• Problem to solve:
Give the listing again character for character, but drop the images.

• Information shown:
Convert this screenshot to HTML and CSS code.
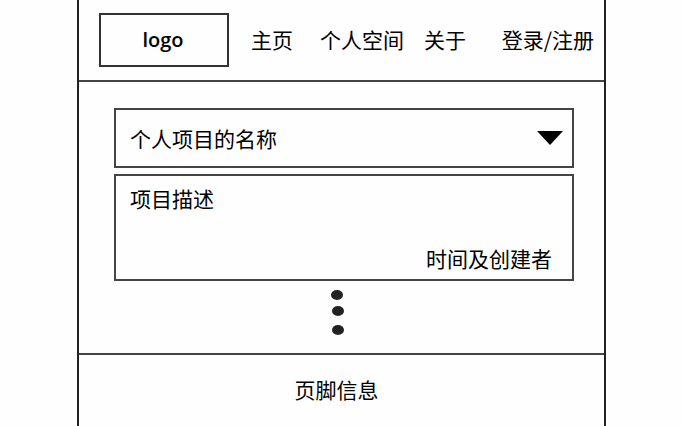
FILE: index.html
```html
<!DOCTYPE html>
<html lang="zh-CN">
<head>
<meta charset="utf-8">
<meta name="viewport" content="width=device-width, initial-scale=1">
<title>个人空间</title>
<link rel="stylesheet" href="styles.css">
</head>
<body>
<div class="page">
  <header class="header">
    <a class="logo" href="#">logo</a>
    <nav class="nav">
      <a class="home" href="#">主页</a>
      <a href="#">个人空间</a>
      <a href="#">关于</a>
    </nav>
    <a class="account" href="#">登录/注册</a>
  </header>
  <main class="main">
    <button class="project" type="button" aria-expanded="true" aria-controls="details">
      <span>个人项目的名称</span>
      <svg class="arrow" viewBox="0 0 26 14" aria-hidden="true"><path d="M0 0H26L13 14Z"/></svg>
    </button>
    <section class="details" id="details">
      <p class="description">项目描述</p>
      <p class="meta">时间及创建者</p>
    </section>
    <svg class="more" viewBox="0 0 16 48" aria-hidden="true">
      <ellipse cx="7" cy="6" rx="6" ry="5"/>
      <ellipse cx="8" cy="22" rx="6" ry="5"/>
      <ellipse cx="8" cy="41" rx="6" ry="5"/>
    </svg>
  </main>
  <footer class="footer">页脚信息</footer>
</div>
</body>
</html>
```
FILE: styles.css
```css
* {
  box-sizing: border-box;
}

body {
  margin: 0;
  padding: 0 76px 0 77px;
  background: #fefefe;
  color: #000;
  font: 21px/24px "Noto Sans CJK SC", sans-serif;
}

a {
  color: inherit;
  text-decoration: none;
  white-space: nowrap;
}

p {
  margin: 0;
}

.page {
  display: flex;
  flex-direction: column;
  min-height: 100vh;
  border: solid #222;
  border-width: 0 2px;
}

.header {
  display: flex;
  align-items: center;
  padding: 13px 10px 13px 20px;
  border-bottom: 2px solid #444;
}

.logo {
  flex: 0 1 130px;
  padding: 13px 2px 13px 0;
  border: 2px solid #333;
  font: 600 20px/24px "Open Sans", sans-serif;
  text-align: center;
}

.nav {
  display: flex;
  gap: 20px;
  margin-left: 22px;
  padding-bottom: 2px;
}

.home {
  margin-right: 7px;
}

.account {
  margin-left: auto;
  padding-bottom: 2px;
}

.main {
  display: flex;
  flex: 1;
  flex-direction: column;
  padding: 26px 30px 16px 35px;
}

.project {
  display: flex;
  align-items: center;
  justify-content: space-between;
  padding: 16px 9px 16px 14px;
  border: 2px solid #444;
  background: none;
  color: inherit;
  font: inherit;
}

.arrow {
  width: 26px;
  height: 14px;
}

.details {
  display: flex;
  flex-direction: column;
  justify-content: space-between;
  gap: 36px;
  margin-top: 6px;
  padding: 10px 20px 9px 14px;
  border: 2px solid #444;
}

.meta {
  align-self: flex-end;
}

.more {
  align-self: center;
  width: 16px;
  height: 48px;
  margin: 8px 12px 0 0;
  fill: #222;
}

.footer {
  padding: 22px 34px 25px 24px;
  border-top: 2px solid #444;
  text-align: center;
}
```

• Written response:
Convert this screenshot to HTML and CSS code.
FILE: index.html
```html
<!DOCTYPE html>
<html lang="zh-CN">
<head>
<meta charset="utf-8">
<meta name="viewport" content="width=device-width, initial-scale=1">
<title>个人空间</title>
<link rel="stylesheet" href="styles.css">
</head>
<body>
<div class="page">
  <header class="header">
    <a class="logo" href="#">logo</a>
    <nav class="nav">
      <a class="home" href="#">主页</a>
      <a href="#">个人空间</a>
      <a href="#">关于</a>
    </nav>
    <a class="account" href="#">登录/注册</a>
  </header>
  <main class="main">
    <button class="project" type="button" aria-expanded="true" aria-controls="details">
      <span>个人项目的名称</span>
      <svg class="arrow" viewBox="0 0 26 14" aria-hidden="true"><path d="M0 0H26L13 14Z"/></svg>
    </button>
    <section class="details" id="details">
      <p class="description">项目描述</p>
      <p class="meta">时间及创建者</p>
    </section>
    <svg class="more" viewBox="0 0 16 48" aria-hidden="true">
      <ellipse cx="7" cy="6" rx="6" ry="5"/>
      <ellipse cx="8" cy="22" rx="6" ry="5"/>
      <ellipse cx="8" cy="41" rx="6" ry="5"/>
    </svg>
  </main>
  <footer class="footer">页脚信息</footer>
</div>
</body>
</html>
```
FILE: styles.css
```css
* {
  box-sizing: border-box;
}

body {
  margin: 0;
  padding: 0 76px 0 77px;
  background: #fefefe;
  color: #000;
  font: 21px/24px "Noto Sans CJK SC", sans-serif;
}

a {
  color: inherit;
  text-decoration: none;
  white-space: nowrap;
}

p {
  margin: 0;
}

.page {
  display: flex;
  flex-direction: column;
  min-height: 100vh;
  border: solid #222;
  border-width: 0 2px;
}

.header {
  display: flex;
  align-items: center;
  padding: 13px 10px 13px 20px;
  border-bottom: 2px solid #444;
}

.logo {
  flex: 0 1 130px;
  padding: 13px 2px 13px 0;
  border: 2px solid #333;
  font: 600 20px/24px "Open Sans", sans-serif;
  text-align: center;
}

.nav {
  display: flex;
  gap: 20px;
  margin-left: 22px;
  padding-bottom: 2px;
}

.home {
  margin-right: 7px;
}

.account {
  margin-left: auto;
  padding-bottom: 2px;
}

.main {
  display: flex;
  flex: 1;
  flex-direction: column;
  padding: 26px 30px 16px 35px;
}

.project {
  display: flex;
  align-items: center;
  justify-content: space-between;
  padding: 16px 9px 16px 14px;
  border: 2px solid #444;
  background: none;
  color: inherit;
  font: inherit;
}

.arrow {
  width: 26px;
  height: 14px;
}

.details {
  display: flex;
  flex-direction: column;
  justify-content: space-between;
  gap: 36px;
  margin-top: 6px;
  padding: 10px 20px 9px 14px;
  border: 2px solid #444;
}

.meta {
  align-self: flex-end;
}

.more {
  align-self: center;
  width: 16px;
  height: 48px;
  margin: 8px 12px 0 0;
  fill: #222;
}

.footer {
  padding: 22px 34px 25px 24px;
  border-top: 2px solid #444;
  text-align: center;
}
```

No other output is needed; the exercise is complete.